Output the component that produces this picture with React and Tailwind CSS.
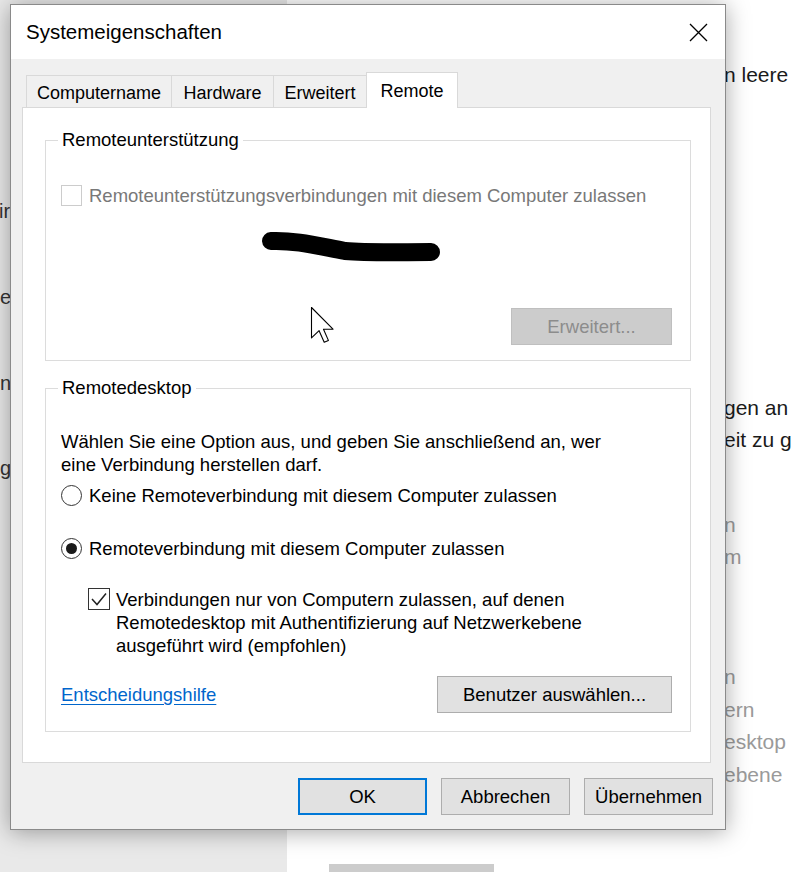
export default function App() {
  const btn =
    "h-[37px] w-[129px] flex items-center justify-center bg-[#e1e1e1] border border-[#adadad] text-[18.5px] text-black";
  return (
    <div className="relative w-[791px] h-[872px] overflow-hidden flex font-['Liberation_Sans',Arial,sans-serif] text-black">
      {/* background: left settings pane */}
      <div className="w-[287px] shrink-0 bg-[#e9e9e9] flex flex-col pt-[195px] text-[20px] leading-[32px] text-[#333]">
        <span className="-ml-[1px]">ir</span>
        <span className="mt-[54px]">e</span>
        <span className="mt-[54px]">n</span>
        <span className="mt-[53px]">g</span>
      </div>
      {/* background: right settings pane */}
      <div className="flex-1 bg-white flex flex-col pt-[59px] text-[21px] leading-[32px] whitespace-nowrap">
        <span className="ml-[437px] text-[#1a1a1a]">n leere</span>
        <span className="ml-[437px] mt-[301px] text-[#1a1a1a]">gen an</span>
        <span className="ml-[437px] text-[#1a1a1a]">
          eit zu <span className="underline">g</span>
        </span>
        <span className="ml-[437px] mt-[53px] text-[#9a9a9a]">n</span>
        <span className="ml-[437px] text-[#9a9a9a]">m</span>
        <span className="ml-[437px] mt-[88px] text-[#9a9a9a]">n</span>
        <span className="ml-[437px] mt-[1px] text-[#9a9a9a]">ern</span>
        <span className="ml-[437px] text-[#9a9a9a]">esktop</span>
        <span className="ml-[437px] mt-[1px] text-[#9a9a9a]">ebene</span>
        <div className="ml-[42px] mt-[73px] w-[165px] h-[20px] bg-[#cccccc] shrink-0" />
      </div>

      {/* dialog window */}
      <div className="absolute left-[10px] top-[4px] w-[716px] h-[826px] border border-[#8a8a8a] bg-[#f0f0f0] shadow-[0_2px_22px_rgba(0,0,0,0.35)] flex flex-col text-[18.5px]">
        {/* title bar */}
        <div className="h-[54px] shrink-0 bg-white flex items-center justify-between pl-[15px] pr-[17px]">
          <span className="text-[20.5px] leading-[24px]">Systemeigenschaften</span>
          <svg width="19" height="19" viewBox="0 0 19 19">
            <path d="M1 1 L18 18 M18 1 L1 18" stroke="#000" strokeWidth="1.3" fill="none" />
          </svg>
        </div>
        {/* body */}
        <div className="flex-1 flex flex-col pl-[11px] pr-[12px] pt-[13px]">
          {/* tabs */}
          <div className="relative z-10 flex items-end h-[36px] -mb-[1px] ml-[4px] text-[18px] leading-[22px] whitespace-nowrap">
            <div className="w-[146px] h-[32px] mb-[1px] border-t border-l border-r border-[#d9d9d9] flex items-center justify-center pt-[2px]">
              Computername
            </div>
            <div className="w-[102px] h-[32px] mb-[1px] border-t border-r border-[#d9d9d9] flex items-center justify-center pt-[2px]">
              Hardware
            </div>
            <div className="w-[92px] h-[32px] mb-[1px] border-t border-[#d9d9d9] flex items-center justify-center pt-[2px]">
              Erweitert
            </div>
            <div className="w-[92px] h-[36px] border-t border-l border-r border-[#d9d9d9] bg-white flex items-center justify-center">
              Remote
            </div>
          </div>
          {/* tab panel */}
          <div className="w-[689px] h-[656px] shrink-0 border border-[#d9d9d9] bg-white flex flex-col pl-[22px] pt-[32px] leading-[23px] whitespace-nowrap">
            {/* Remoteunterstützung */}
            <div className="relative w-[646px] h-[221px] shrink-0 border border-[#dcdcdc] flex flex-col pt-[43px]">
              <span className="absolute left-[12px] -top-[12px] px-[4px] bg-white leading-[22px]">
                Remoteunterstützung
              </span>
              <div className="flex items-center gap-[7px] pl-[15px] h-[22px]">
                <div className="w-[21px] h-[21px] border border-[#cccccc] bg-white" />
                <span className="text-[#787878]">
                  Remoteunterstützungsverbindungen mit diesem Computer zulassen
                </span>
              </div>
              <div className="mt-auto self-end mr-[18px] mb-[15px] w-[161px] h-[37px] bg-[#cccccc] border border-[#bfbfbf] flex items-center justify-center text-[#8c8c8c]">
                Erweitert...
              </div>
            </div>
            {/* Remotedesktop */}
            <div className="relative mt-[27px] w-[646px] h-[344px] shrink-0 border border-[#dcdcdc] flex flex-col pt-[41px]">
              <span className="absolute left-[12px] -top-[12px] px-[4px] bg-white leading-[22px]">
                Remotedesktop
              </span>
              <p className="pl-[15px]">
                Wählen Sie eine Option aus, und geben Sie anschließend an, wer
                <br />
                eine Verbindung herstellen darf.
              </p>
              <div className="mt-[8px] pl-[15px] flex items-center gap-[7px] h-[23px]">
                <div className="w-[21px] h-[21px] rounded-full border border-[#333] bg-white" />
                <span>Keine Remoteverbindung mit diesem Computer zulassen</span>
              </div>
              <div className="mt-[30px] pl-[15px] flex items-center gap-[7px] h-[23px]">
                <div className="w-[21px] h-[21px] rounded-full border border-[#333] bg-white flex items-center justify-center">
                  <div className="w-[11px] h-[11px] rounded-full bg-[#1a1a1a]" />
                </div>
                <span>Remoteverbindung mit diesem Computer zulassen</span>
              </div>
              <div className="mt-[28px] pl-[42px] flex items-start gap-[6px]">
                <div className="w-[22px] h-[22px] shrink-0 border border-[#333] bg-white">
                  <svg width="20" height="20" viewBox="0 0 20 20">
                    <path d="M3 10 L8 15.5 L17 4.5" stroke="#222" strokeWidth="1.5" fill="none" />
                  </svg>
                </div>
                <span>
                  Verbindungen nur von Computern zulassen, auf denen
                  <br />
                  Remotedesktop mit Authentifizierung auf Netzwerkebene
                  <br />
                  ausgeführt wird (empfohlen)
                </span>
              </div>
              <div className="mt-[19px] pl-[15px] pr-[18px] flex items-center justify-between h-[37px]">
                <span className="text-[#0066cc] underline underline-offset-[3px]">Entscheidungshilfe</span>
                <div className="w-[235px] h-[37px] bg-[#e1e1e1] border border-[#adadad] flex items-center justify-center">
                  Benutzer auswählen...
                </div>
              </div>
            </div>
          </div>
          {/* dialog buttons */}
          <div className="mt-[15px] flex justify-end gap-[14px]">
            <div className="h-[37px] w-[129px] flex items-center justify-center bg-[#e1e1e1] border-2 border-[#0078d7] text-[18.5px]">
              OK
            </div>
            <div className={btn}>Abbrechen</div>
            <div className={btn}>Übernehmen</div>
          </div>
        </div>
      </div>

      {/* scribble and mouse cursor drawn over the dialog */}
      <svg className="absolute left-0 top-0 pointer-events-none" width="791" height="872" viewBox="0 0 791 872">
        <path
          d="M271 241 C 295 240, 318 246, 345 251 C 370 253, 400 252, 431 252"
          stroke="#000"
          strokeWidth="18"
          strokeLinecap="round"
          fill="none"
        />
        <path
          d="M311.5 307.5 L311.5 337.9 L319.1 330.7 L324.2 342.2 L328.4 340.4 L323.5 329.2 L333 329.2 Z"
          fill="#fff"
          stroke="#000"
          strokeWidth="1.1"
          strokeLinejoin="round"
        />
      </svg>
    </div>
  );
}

---+---

> **Problem statement**: Output an exact copy of the material, with the pictures removed.

> **Solution for this exercise**:
Output the component that produces this picture with React and Tailwind CSS.
export default function App() {
  const btn =
    "h-[37px] w-[129px] flex items-center justify-center bg-[#e1e1e1] border border-[#adadad] text-[18.5px] text-black";
  return (
    <div className="relative w-[791px] h-[872px] overflow-hidden flex font-['Liberation_Sans',Arial,sans-serif] text-black">
      {/* background: left settings pane */}
      <div className="w-[287px] shrink-0 bg-[#e9e9e9] flex flex-col pt-[195px] text-[20px] leading-[32px] text-[#333]">
        <span className="-ml-[1px]">ir</span>
        <span className="mt-[54px]">e</span>
        <span className="mt-[54px]">n</span>
        <span className="mt-[53px]">g</span>
      </div>
      {/* background: right settings pane */}
      <div className="flex-1 bg-white flex flex-col pt-[59px] text-[21px] leading-[32px] whitespace-nowrap">
        <span className="ml-[437px] text-[#1a1a1a]">n leere</span>
        <span className="ml-[437px] mt-[301px] text-[#1a1a1a]">gen an</span>
        <span className="ml-[437px] text-[#1a1a1a]">
          eit zu <span className="underline">g</span>
        </span>
        <span className="ml-[437px] mt-[53px] text-[#9a9a9a]">n</span>
        <span className="ml-[437px] text-[#9a9a9a]">m</span>
        <span className="ml-[437px] mt-[88px] text-[#9a9a9a]">n</span>
        <span className="ml-[437px] mt-[1px] text-[#9a9a9a]">ern</span>
        <span className="ml-[437px] text-[#9a9a9a]">esktop</span>
        <span className="ml-[437px] mt-[1px] text-[#9a9a9a]">ebene</span>
        <div className="ml-[42px] mt-[73px] w-[165px] h-[20px] bg-[#cccccc] shrink-0" />
      </div>

      {/* dialog window */}
      <div className="absolute left-[10px] top-[4px] w-[716px] h-[826px] border border-[#8a8a8a] bg-[#f0f0f0] shadow-[0_2px_22px_rgba(0,0,0,0.35)] flex flex-col text-[18.5px]">
        {/* title bar */}
        <div className="h-[54px] shrink-0 bg-white flex items-center justify-between pl-[15px] pr-[17px]">
          <span className="text-[20.5px] leading-[24px]">Systemeigenschaften</span>
          <svg width="19" height="19" viewBox="0 0 19 19">
            <path d="M1 1 L18 18 M18 1 L1 18" stroke="#000" strokeWidth="1.3" fill="none" />
          </svg>
        </div>
        {/* body */}
        <div className="flex-1 flex flex-col pl-[11px] pr-[12px] pt-[13px]">
          {/* tabs */}
          <div className="relative z-10 flex items-end h-[36px] -mb-[1px] ml-[4px] text-[18px] leading-[22px] whitespace-nowrap">
            <div className="w-[146px] h-[32px] mb-[1px] border-t border-l border-r border-[#d9d9d9] flex items-center justify-center pt-[2px]">
              Computername
            </div>
            <div className="w-[102px] h-[32px] mb-[1px] border-t border-r border-[#d9d9d9] flex items-center justify-center pt-[2px]">
              Hardware
            </div>
            <div className="w-[92px] h-[32px] mb-[1px] border-t border-[#d9d9d9] flex items-center justify-center pt-[2px]">
              Erweitert
            </div>
            <div className="w-[92px] h-[36px] border-t border-l border-r border-[#d9d9d9] bg-white flex items-center justify-center">
              Remote
            </div>
          </div>
          {/* tab panel */}
          <div className="w-[689px] h-[656px] shrink-0 border border-[#d9d9d9] bg-white flex flex-col pl-[22px] pt-[32px] leading-[23px] whitespace-nowrap">
            {/* Remoteunterstützung */}
            <div className="relative w-[646px] h-[221px] shrink-0 border border-[#dcdcdc] flex flex-col pt-[43px]">
              <span className="absolute left-[12px] -top-[12px] px-[4px] bg-white leading-[22px]">
                Remoteunterstützung
              </span>
              <div className="flex items-center gap-[7px] pl-[15px] h-[22px]">
                <div className="w-[21px] h-[21px] border border-[#cccccc] bg-white" />
                <span className="text-[#787878]">
                  Remoteunterstützungsverbindungen mit diesem Computer zulassen
                </span>
              </div>
              <div className="mt-auto self-end mr-[18px] mb-[15px] w-[161px] h-[37px] bg-[#cccccc] border border-[#bfbfbf] flex items-center justify-center text-[#8c8c8c]">
                Erweitert...
              </div>
            </div>
            {/* Remotedesktop */}
            <div className="relative mt-[27px] w-[646px] h-[344px] shrink-0 border border-[#dcdcdc] flex flex-col pt-[41px]">
              <span className="absolute left-[12px] -top-[12px] px-[4px] bg-white leading-[22px]">
                Remotedesktop
              </span>
              <p className="pl-[15px]">
                Wählen Sie eine Option aus, und geben Sie anschließend an, wer
                <br />
                eine Verbindung herstellen darf.
              </p>
              <div className="mt-[8px] pl-[15px] flex items-center gap-[7px] h-[23px]">
                <div className="w-[21px] h-[21px] rounded-full border border-[#333] bg-white" />
                <span>Keine Remoteverbindung mit diesem Computer zulassen</span>
              </div>
              <div className="mt-[30px] pl-[15px] flex items-center gap-[7px] h-[23px]">
                <div className="w-[21px] h-[21px] rounded-full border border-[#333] bg-white flex items-center justify-center">
                  <div className="w-[11px] h-[11px] rounded-full bg-[#1a1a1a]" />
                </div>
                <span>Remoteverbindung mit diesem Computer zulassen</span>
              </div>
              <div className="mt-[28px] pl-[42px] flex items-start gap-[6px]">
                <div className="w-[22px] h-[22px] shrink-0 border border-[#333] bg-white">
                  <svg width="20" height="20" viewBox="0 0 20 20">
                    <path d="M3 10 L8 15.5 L17 4.5" stroke="#222" strokeWidth="1.5" fill="none" />
                  </svg>
                </div>
                <span>
                  Verbindungen nur von Computern zulassen, auf denen
                  <br />
                  Remotedesktop mit Authentifizierung auf Netzwerkebene
                  <br />
                  ausgeführt wird (empfohlen)
                </span>
              </div>
              <div className="mt-[19px] pl-[15px] pr-[18px] flex items-center justify-between h-[37px]">
                <span className="text-[#0066cc] underline underline-offset-[3px]">Entscheidungshilfe</span>
                <div className="w-[235px] h-[37px] bg-[#e1e1e1] border border-[#adadad] flex items-center justify-center">
                  Benutzer auswählen...
                </div>
              </div>
            </div>
          </div>
          {/* dialog buttons */}
          <div className="mt-[15px] flex justify-end gap-[14px]">
            <div className="h-[37px] w-[129px] flex items-center justify-center bg-[#e1e1e1] border-2 border-[#0078d7] text-[18.5px]">
              OK
            </div>
            <div className={btn}>Abbrechen</div>
            <div className={btn}>Übernehmen</div>
          </div>
        </div>
      </div>

      {/* scribble and mouse cursor drawn over the dialog */}
      <svg className="absolute left-0 top-0 pointer-events-none" width="791" height="872" viewBox="0 0 791 872">
        <path
          d="M271 241 C 295 240, 318 246, 345 251 C 370 253, 400 252, 431 252"
          stroke="#000"
          strokeWidth="18"
          strokeLinecap="round"
          fill="none"
        />
        <path
          d="M311.5 307.5 L311.5 337.9 L319.1 330.7 L324.2 342.2 L328.4 340.4 L323.5 329.2 L333 329.2 Z"
          fill="#fff"
          stroke="#000"
          strokeWidth="1.1"
          strokeLinejoin="round"
        />
      </svg>
    </div>
  );
}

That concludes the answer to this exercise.